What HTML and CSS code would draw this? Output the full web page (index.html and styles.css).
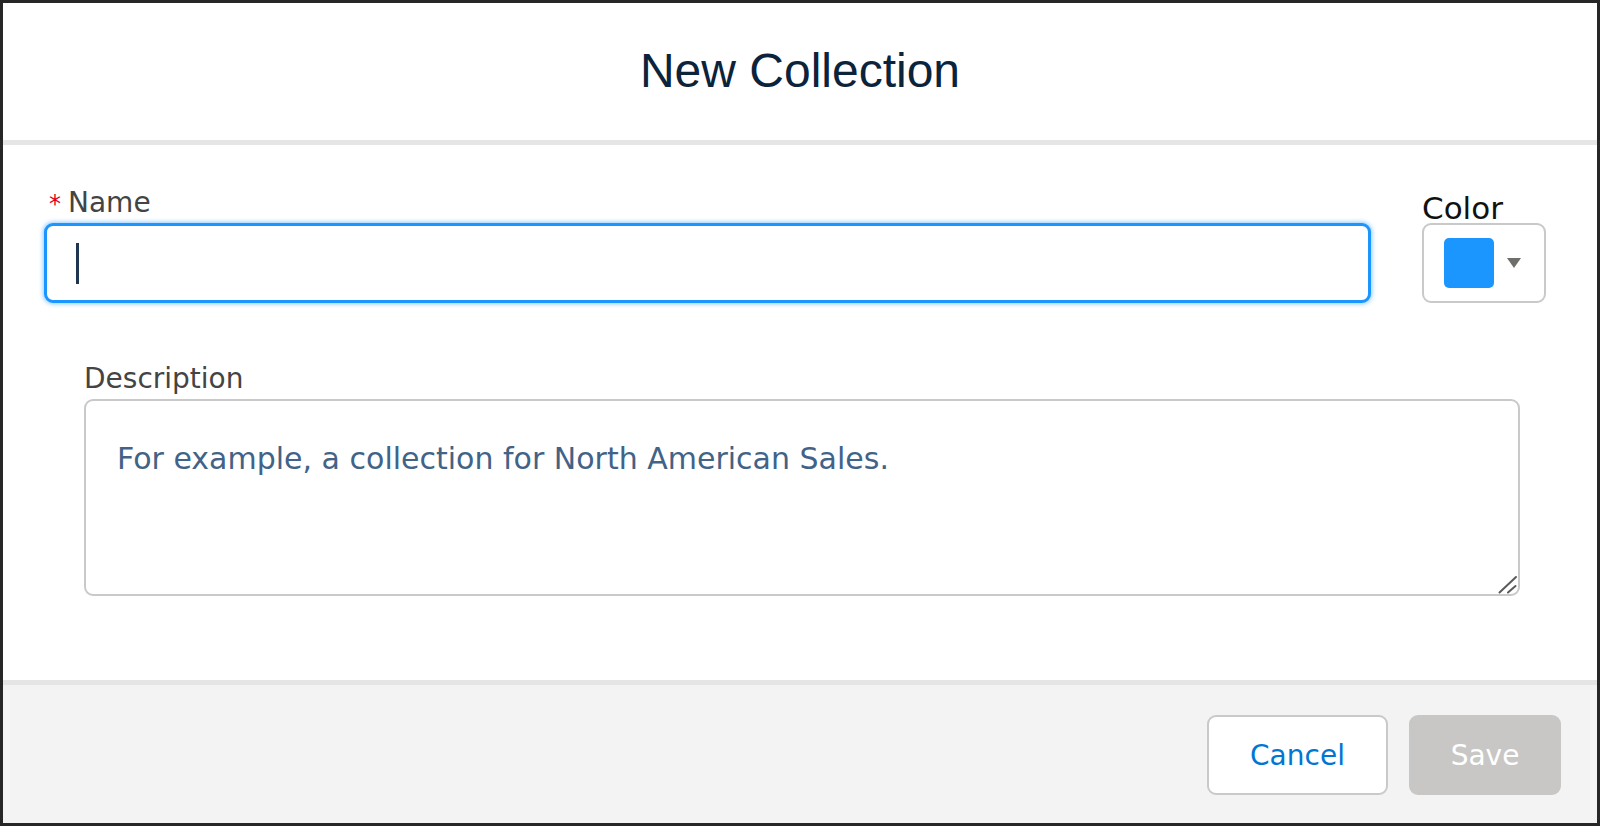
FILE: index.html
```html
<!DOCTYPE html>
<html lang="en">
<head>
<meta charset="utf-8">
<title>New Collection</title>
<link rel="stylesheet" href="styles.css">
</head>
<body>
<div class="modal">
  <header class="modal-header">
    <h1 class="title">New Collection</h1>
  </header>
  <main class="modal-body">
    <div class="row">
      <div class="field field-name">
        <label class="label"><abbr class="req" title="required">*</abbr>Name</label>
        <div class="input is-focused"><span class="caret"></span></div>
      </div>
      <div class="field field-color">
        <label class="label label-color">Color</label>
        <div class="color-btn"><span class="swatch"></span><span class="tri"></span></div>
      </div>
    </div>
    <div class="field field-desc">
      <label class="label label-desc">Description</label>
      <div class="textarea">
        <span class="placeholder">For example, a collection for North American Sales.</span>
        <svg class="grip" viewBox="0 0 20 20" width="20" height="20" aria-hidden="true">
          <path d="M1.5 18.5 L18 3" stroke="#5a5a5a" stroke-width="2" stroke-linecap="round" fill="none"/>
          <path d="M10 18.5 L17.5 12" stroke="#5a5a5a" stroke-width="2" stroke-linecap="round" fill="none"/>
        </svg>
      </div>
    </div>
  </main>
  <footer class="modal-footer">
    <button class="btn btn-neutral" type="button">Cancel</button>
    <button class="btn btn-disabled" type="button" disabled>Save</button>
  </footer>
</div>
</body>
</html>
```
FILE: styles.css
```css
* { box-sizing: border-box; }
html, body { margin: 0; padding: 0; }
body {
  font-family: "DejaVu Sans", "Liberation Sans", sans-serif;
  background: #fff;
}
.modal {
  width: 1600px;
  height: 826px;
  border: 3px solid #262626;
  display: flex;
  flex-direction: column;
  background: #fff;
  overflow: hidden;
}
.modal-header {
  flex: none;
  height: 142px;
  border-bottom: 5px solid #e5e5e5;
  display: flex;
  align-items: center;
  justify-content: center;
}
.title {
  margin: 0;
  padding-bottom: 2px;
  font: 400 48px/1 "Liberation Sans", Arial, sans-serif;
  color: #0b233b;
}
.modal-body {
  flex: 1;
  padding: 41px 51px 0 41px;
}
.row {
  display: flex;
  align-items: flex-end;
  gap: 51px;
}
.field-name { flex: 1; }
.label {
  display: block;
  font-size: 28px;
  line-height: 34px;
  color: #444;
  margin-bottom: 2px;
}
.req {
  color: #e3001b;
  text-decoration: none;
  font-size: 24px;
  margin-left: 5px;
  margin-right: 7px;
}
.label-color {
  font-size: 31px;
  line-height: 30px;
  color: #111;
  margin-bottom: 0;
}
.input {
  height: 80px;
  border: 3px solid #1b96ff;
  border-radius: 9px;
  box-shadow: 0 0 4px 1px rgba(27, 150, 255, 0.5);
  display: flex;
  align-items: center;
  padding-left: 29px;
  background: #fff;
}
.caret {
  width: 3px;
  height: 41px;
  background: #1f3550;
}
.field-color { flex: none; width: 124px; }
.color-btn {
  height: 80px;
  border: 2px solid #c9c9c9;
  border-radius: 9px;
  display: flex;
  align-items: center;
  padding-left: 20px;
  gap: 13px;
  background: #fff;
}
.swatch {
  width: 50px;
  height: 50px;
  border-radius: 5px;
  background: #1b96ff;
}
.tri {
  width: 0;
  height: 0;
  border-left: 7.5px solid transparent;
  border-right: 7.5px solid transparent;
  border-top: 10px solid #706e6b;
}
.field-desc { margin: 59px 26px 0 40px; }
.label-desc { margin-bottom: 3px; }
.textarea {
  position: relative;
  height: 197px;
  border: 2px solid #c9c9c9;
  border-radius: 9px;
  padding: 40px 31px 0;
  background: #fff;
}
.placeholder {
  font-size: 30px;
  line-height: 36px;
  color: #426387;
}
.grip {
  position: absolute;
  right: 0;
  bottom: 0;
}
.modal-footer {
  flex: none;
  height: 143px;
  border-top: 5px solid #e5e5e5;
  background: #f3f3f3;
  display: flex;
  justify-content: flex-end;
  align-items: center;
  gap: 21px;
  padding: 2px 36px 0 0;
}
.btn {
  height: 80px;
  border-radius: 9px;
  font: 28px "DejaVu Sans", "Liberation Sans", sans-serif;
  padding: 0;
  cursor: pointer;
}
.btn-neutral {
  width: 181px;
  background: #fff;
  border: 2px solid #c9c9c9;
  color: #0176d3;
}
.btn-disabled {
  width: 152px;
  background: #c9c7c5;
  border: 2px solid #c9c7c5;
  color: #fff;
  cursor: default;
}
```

WHAT THIS TASK INVOLVES: From the material above, copy everything exactly but the pictures.

EXERCISE OUTPUT:
What HTML and CSS code would draw this? Output the full web page (index.html and styles.css).
FILE: index.html
```html
<!DOCTYPE html>
<html lang="en">
<head>
<meta charset="utf-8">
<title>New Collection</title>
<link rel="stylesheet" href="styles.css">
</head>
<body>
<div class="modal">
  <header class="modal-header">
    <h1 class="title">New Collection</h1>
  </header>
  <main class="modal-body">
    <div class="row">
      <div class="field field-name">
        <label class="label"><abbr class="req" title="required">*</abbr>Name</label>
        <div class="input is-focused"><span class="caret"></span></div>
      </div>
      <div class="field field-color">
        <label class="label label-color">Color</label>
        <div class="color-btn"><span class="swatch"></span><span class="tri"></span></div>
      </div>
    </div>
    <div class="field field-desc">
      <label class="label label-desc">Description</label>
      <div class="textarea">
        <span class="placeholder">For example, a collection for North American Sales.</span>
        <svg class="grip" viewBox="0 0 20 20" width="20" height="20" aria-hidden="true">
          <path d="M1.5 18.5 L18 3" stroke="#5a5a5a" stroke-width="2" stroke-linecap="round" fill="none"/>
          <path d="M10 18.5 L17.5 12" stroke="#5a5a5a" stroke-width="2" stroke-linecap="round" fill="none"/>
        </svg>
      </div>
    </div>
  </main>
  <footer class="modal-footer">
    <button class="btn btn-neutral" type="button">Cancel</button>
    <button class="btn btn-disabled" type="button" disabled>Save</button>
  </footer>
</div>
</body>
</html>
```
FILE: styles.css
```css
* { box-sizing: border-box; }
html, body { margin: 0; padding: 0; }
body {
  font-family: "DejaVu Sans", "Liberation Sans", sans-serif;
  background: #fff;
}
.modal {
  width: 1600px;
  height: 826px;
  border: 3px solid #262626;
  display: flex;
  flex-direction: column;
  background: #fff;
  overflow: hidden;
}
.modal-header {
  flex: none;
  height: 142px;
  border-bottom: 5px solid #e5e5e5;
  display: flex;
  align-items: center;
  justify-content: center;
}
.title {
  margin: 0;
  padding-bottom: 2px;
  font: 400 48px/1 "Liberation Sans", Arial, sans-serif;
  color: #0b233b;
}
.modal-body {
  flex: 1;
  padding: 41px 51px 0 41px;
}
.row {
  display: flex;
  align-items: flex-end;
  gap: 51px;
}
.field-name { flex: 1; }
.label {
  display: block;
  font-size: 28px;
  line-height: 34px;
  color: #444;
  margin-bottom: 2px;
}
.req {
  color: #e3001b;
  text-decoration: none;
  font-size: 24px;
  margin-left: 5px;
  margin-right: 7px;
}
.label-color {
  font-size: 31px;
  line-height: 30px;
  color: #111;
  margin-bottom: 0;
}
.input {
  height: 80px;
  border: 3px solid #1b96ff;
  border-radius: 9px;
  box-shadow: 0 0 4px 1px rgba(27, 150, 255, 0.5);
  display: flex;
  align-items: center;
  padding-left: 29px;
  background: #fff;
}
.caret {
  width: 3px;
  height: 41px;
  background: #1f3550;
}
.field-color { flex: none; width: 124px; }
.color-btn {
  height: 80px;
  border: 2px solid #c9c9c9;
  border-radius: 9px;
  display: flex;
  align-items: center;
  padding-left: 20px;
  gap: 13px;
  background: #fff;
}
.swatch {
  width: 50px;
  height: 50px;
  border-radius: 5px;
  background: #1b96ff;
}
.tri {
  width: 0;
  height: 0;
  border-left: 7.5px solid transparent;
  border-right: 7.5px solid transparent;
  border-top: 10px solid #706e6b;
}
.field-desc { margin: 59px 26px 0 40px; }
.label-desc { margin-bottom: 3px; }
.textarea {
  position: relative;
  height: 197px;
  border: 2px solid #c9c9c9;
  border-radius: 9px;
  padding: 40px 31px 0;
  background: #fff;
}
.placeholder {
  font-size: 30px;
  line-height: 36px;
  color: #426387;
}
.grip {
  position: absolute;
  right: 0;
  bottom: 0;
}
.modal-footer {
  flex: none;
  height: 143px;
  border-top: 5px solid #e5e5e5;
  background: #f3f3f3;
  display: flex;
  justify-content: flex-end;
  align-items: center;
  gap: 21px;
  padding: 2px 36px 0 0;
}
.btn {
  height: 80px;
  border-radius: 9px;
  font: 28px "DejaVu Sans", "Liberation Sans", sans-serif;
  padding: 0;
  cursor: pointer;
}
.btn-neutral {
  width: 181px;
  background: #fff;
  border: 2px solid #c9c9c9;
  color: #0176d3;
}
.btn-disabled {
  width: 152px;
  background: #c9c7c5;
  border: 2px solid #c9c7c5;
  color: #fff;
  cursor: default;
}
```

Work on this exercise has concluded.